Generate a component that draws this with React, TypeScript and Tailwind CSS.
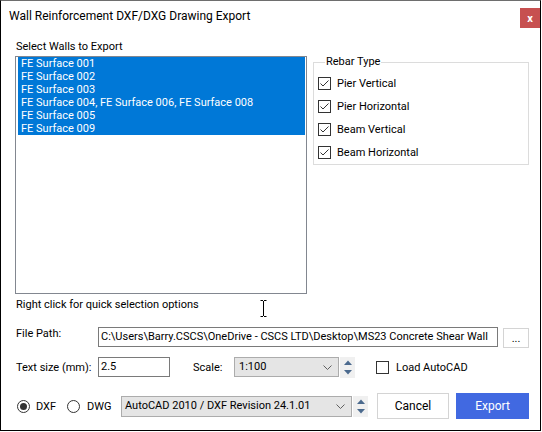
import React from "react";

const walls = [
  "FE Surface 001",
  "FE Surface 002",
  "FE Surface 003",
  "FE Surface 004, FE Surface 006, FE Surface 008",
  "FE Surface 005",
  "FE Surface 009",
];

const rebarTypes = ["Pier Vertical", "Pier Horizontal", "Beam Vertical", "Beam Horizontal"];

function CheckBox({ checked }: { checked: boolean }) {
  return (
    <span className="flex h-[13px] w-[13px] shrink-0 items-center justify-center border border-[#333333] bg-white">
      {checked && (
        <svg width="11" height="11" viewBox="0 0 11 11">
          <polyline points="1.5,5.5 4,8 9.5,2.5" fill="none" stroke="#333333" strokeWidth="1" />
        </svg>
      )}
    </span>
  );
}

function Radio({ checked }: { checked: boolean }) {
  return (
    <span className="flex h-[13px] w-[13px] shrink-0 items-center justify-center rounded-full border border-[#333333] bg-white">
      {checked && <span className="h-[7px] w-[7px] rounded-full bg-[#333333]" />}
    </span>
  );
}

function Chevron() {
  return (
    <svg width="9" height="5" viewBox="0 0 9 5">
      <polyline points="0.5,0.5 4.5,4.5 8.5,0.5" fill="none" stroke="#606060" strokeWidth="1" />
    </svg>
  );
}

function Spinner({ className }: { className: string }) {
  return (
    <div className={`flex w-[15px] flex-col items-center justify-center gap-[5px] bg-[#f0f0f0] ${className}`}>
      <svg width="8" height="5" viewBox="0 0 8 5">
        <polygon points="0,5 4,0.5 8,5" fill="#4b6a8e" />
      </svg>
      <svg width="8" height="5" viewBox="0 0 8 5">
        <polygon points="0,0 4,4.5 8,0" fill="#4b6a8e" />
      </svg>
    </div>
  );
}

export default function App() {
  return (
    <div className="h-[432px] w-[542px] bg-white">
      <div className="relative flex h-[431px] w-[541px] flex-col border border-black border-t-[#6e6e6e] bg-white font-['Roboto','Liberation_Sans',sans-serif] text-[11px] text-black">
        {/* title bar */}
        <div className="flex h-[39px] shrink-0 items-start justify-between">
          <span className="ml-[8px] mt-[7px] text-[12px] leading-[16px]">
            Wall Reinforcement DXF/DXG Drawing Export
          </span>
          <div className="mt-[7px] flex h-[20px] w-[20px] items-center justify-center bg-[#c75050] text-[11px] font-bold leading-none text-white">
            x
          </div>
        </div>

        {/* walls list + rebar type */}
        <div className="flex items-start pl-[14px]">
          <div className="flex w-[292px] flex-col">
            <span className="pl-[1px] leading-[13px]">Select Walls to Export</span>
            <div className="mt-[3px] h-[238px] border border-[#828790] bg-white pl-[2px] pr-[1px]">
              {walls.map((w) => (
                <div key={w} className="whitespace-nowrap bg-[#0078d7] pl-[3px] leading-[13px] text-white">
                  {w}
                </div>
              ))}
            </div>
          </div>

          <fieldset className="ml-[6px] mt-[16px] w-[216px] border border-[#dcdcdc] pb-[5px] pl-[4px] pt-[9px]">
            <legend className="ml-[7px] px-[1px] leading-[12px]">Rebar Type</legend>
            <div className="flex flex-col gap-[10px]">
              {rebarTypes.map((r) => (
                <div key={r} className="flex h-[13px] items-center">
                  <CheckBox checked />
                  <span className="ml-[6px] leading-[13px]">{r}</span>
                </div>
              ))}
            </div>
          </fieldset>
        </div>

        <div className="mt-[4px] pl-[15px] leading-[13px]">Right click for quick selection options</div>

        {/* file path */}
        <div className="mt-[16px] flex h-[21px] items-start pl-[15px]">
          <span className="w-[82px] leading-[13px]">File Path:</span>
          <div className="flex h-[20px] w-[400px] items-center overflow-hidden whitespace-nowrap border border-[#7a7a7a] pl-[2px]">
            C:\Users\Barry.CSCS\OneDrive - CSCS LTD\Desktop\MS23 Concrete Shear Wall
          </div>
          <div className="ml-[5px] mt-[1px] flex h-[20px] w-[26px] items-center justify-center border border-[#d4d4d4] bg-white text-[11px] leading-none">
            ...
          </div>
        </div>

        {/* text size / scale */}
        <div className="mt-[9px] flex h-[20px] items-center pl-[15px]">
          <span className="w-[82px] leading-[13px]">Text size (mm):</span>
          <div className="flex h-[20px] w-[72px] items-center border border-[#7a7a7a] pl-[2px]">2.5</div>
          <span className="ml-[23px] w-[41px] leading-[13px]">Scale:</span>
          <div className="flex h-[20px] w-[105px] items-center justify-between border border-[#acacac] bg-[#e5e5e5] pl-[4px] pr-[6px]">
            <span>1:100</span>
            <Chevron />
          </div>
          <Spinner className="ml-[1px] h-[21px]" />
          <span className="ml-[21px]">
            <CheckBox checked={false} />
          </span>
          <span className="ml-[7px] leading-[13px]">Load AutoCAD</span>
        </div>

        {/* format + buttons */}
        <div className="mt-[16px] flex h-[26px] items-center pl-[16px]">
          <div className="flex w-[50px] items-center">
            <Radio checked />
            <span className="ml-[6px] leading-[13px]">DXF</span>
          </div>
          <div className="flex w-[54px] items-center">
            <Radio checked={false} />
            <span className="ml-[7px] leading-[13px]">DWG</span>
          </div>
          <div className="flex h-[21px] w-[231px] items-center justify-between border border-[#acacac] bg-[#e5e5e5] pl-[3px] pr-[6px]">
            <span className="whitespace-nowrap">AutoCAD 2010 / DXF Revision 24.1.01</span>
            <Chevron />
          </div>
          <Spinner className="ml-[1px] h-[21px]" />
          <button className="ml-[9px] flex h-[26px] w-[72px] items-center justify-center border border-[#d4d4d4] bg-white text-[12px] leading-none">
            Cancel
          </button>
          <button className="ml-[7px] flex h-[26px] w-[73px] items-center justify-center bg-[#4169e1] text-[12px] leading-none text-white">
            Export
          </button>
        </div>

        {/* mouse cursor over the dialog */}
        <svg className="absolute left-[259px] top-[299px]" width="7" height="17" viewBox="0 0 7 17">
          <path d="M0.5 0.5H3M4 0.5H6.5M3.5 1V16M0.5 16.5H3M4 16.5H6.5" fill="none" stroke="#000" strokeWidth="1" />
        </svg>
      </div>
    </div>
  );
}
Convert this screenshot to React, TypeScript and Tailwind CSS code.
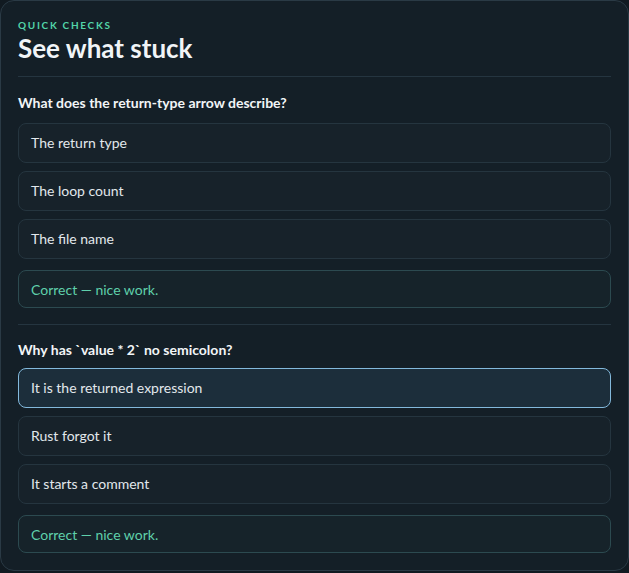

**WHAT THE EXERCISE ASKS**.
Your copy should match the records word for word, with the pictures removed.

**EXERCISE OUTPUT**.
Generate a component that draws this with React, TypeScript and Tailwind CSS.
import React from "react";

const walls = [
  "FE Surface 001",
  "FE Surface 002",
  "FE Surface 003",
  "FE Surface 004, FE Surface 006, FE Surface 008",
  "FE Surface 005",
  "FE Surface 009",
];

const rebarTypes = ["Pier Vertical", "Pier Horizontal", "Beam Vertical", "Beam Horizontal"];

function CheckBox({ checked }: { checked: boolean }) {
  return (
    <span className="flex h-[13px] w-[13px] shrink-0 items-center justify-center border border-[#333333] bg-white">
      {checked && (
        <svg width="11" height="11" viewBox="0 0 11 11">
          <polyline points="1.5,5.5 4,8 9.5,2.5" fill="none" stroke="#333333" strokeWidth="1" />
        </svg>
      )}
    </span>
  );
}

function Radio({ checked }: { checked: boolean }) {
  return (
    <span className="flex h-[13px] w-[13px] shrink-0 items-center justify-center rounded-full border border-[#333333] bg-white">
      {checked && <span className="h-[7px] w-[7px] rounded-full bg-[#333333]" />}
    </span>
  );
}

function Chevron() {
  return (
    <svg width="9" height="5" viewBox="0 0 9 5">
      <polyline points="0.5,0.5 4.5,4.5 8.5,0.5" fill="none" stroke="#606060" strokeWidth="1" />
    </svg>
  );
}

function Spinner({ className }: { className: string }) {
  return (
    <div className={`flex w-[15px] flex-col items-center justify-center gap-[5px] bg-[#f0f0f0] ${className}`}>
      <svg width="8" height="5" viewBox="0 0 8 5">
        <polygon points="0,5 4,0.5 8,5" fill="#4b6a8e" />
      </svg>
      <svg width="8" height="5" viewBox="0 0 8 5">
        <polygon points="0,0 4,4.5 8,0" fill="#4b6a8e" />
      </svg>
    </div>
  );
}

export default function App() {
  return (
    <div className="h-[432px] w-[542px] bg-white">
      <div className="relative flex h-[431px] w-[541px] flex-col border border-black border-t-[#6e6e6e] bg-white font-['Roboto','Liberation_Sans',sans-serif] text-[11px] text-black">
        {/* title bar */}
        <div className="flex h-[39px] shrink-0 items-start justify-between">
          <span className="ml-[8px] mt-[7px] text-[12px] leading-[16px]">
            Wall Reinforcement DXF/DXG Drawing Export
          </span>
          <div className="mt-[7px] flex h-[20px] w-[20px] items-center justify-center bg-[#c75050] text-[11px] font-bold leading-none text-white">
            x
          </div>
        </div>

        {/* walls list + rebar type */}
        <div className="flex items-start pl-[14px]">
          <div className="flex w-[292px] flex-col">
            <span className="pl-[1px] leading-[13px]">Select Walls to Export</span>
            <div className="mt-[3px] h-[238px] border border-[#828790] bg-white pl-[2px] pr-[1px]">
              {walls.map((w) => (
                <div key={w} className="whitespace-nowrap bg-[#0078d7] pl-[3px] leading-[13px] text-white">
                  {w}
                </div>
              ))}
            </div>
          </div>

          <fieldset className="ml-[6px] mt-[16px] w-[216px] border border-[#dcdcdc] pb-[5px] pl-[4px] pt-[9px]">
            <legend className="ml-[7px] px-[1px] leading-[12px]">Rebar Type</legend>
            <div className="flex flex-col gap-[10px]">
              {rebarTypes.map((r) => (
                <div key={r} className="flex h-[13px] items-center">
                  <CheckBox checked />
                  <span className="ml-[6px] leading-[13px]">{r}</span>
                </div>
              ))}
            </div>
          </fieldset>
        </div>

        <div className="mt-[4px] pl-[15px] leading-[13px]">Right click for quick selection options</div>

        {/* file path */}
        <div className="mt-[16px] flex h-[21px] items-start pl-[15px]">
          <span className="w-[82px] leading-[13px]">File Path:</span>
          <div className="flex h-[20px] w-[400px] items-center overflow-hidden whitespace-nowrap border border-[#7a7a7a] pl-[2px]">
            C:\Users\Barry.CSCS\OneDrive - CSCS LTD\Desktop\MS23 Concrete Shear Wall
          </div>
          <div className="ml-[5px] mt-[1px] flex h-[20px] w-[26px] items-center justify-center border border-[#d4d4d4] bg-white text-[11px] leading-none">
            ...
          </div>
        </div>

        {/* text size / scale */}
        <div className="mt-[9px] flex h-[20px] items-center pl-[15px]">
          <span className="w-[82px] leading-[13px]">Text size (mm):</span>
          <div className="flex h-[20px] w-[72px] items-center border border-[#7a7a7a] pl-[2px]">2.5</div>
          <span className="ml-[23px] w-[41px] leading-[13px]">Scale:</span>
          <div className="flex h-[20px] w-[105px] items-center justify-between border border-[#acacac] bg-[#e5e5e5] pl-[4px] pr-[6px]">
            <span>1:100</span>
            <Chevron />
          </div>
          <Spinner className="ml-[1px] h-[21px]" />
          <span className="ml-[21px]">
            <CheckBox checked={false} />
          </span>
          <span className="ml-[7px] leading-[13px]">Load AutoCAD</span>
        </div>

        {/* format + buttons */}
        <div className="mt-[16px] flex h-[26px] items-center pl-[16px]">
          <div className="flex w-[50px] items-center">
            <Radio checked />
            <span className="ml-[6px] leading-[13px]">DXF</span>
          </div>
          <div className="flex w-[54px] items-center">
            <Radio checked={false} />
            <span className="ml-[7px] leading-[13px]">DWG</span>
          </div>
          <div className="flex h-[21px] w-[231px] items-center justify-between border border-[#acacac] bg-[#e5e5e5] pl-[3px] pr-[6px]">
            <span className="whitespace-nowrap">AutoCAD 2010 / DXF Revision 24.1.01</span>
            <Chevron />
          </div>
          <Spinner className="ml-[1px] h-[21px]" />
          <button className="ml-[9px] flex h-[26px] w-[72px] items-center justify-center border border-[#d4d4d4] bg-white text-[12px] leading-none">
            Cancel
          </button>
          <button className="ml-[7px] flex h-[26px] w-[73px] items-center justify-center bg-[#4169e1] text-[12px] leading-none text-white">
            Export
          </button>
        </div>

        {/* mouse cursor over the dialog */}
        <svg className="absolute left-[259px] top-[299px]" width="7" height="17" viewBox="0 0 7 17">
          <path d="M0.5 0.5H3M4 0.5H6.5M3.5 1V16M0.5 16.5H3M4 16.5H6.5" fill="none" stroke="#000" strokeWidth="1" />
        </svg>
      </div>
    </div>
  );
}
Convert this screenshot to React, TypeScript and Tailwind CSS code.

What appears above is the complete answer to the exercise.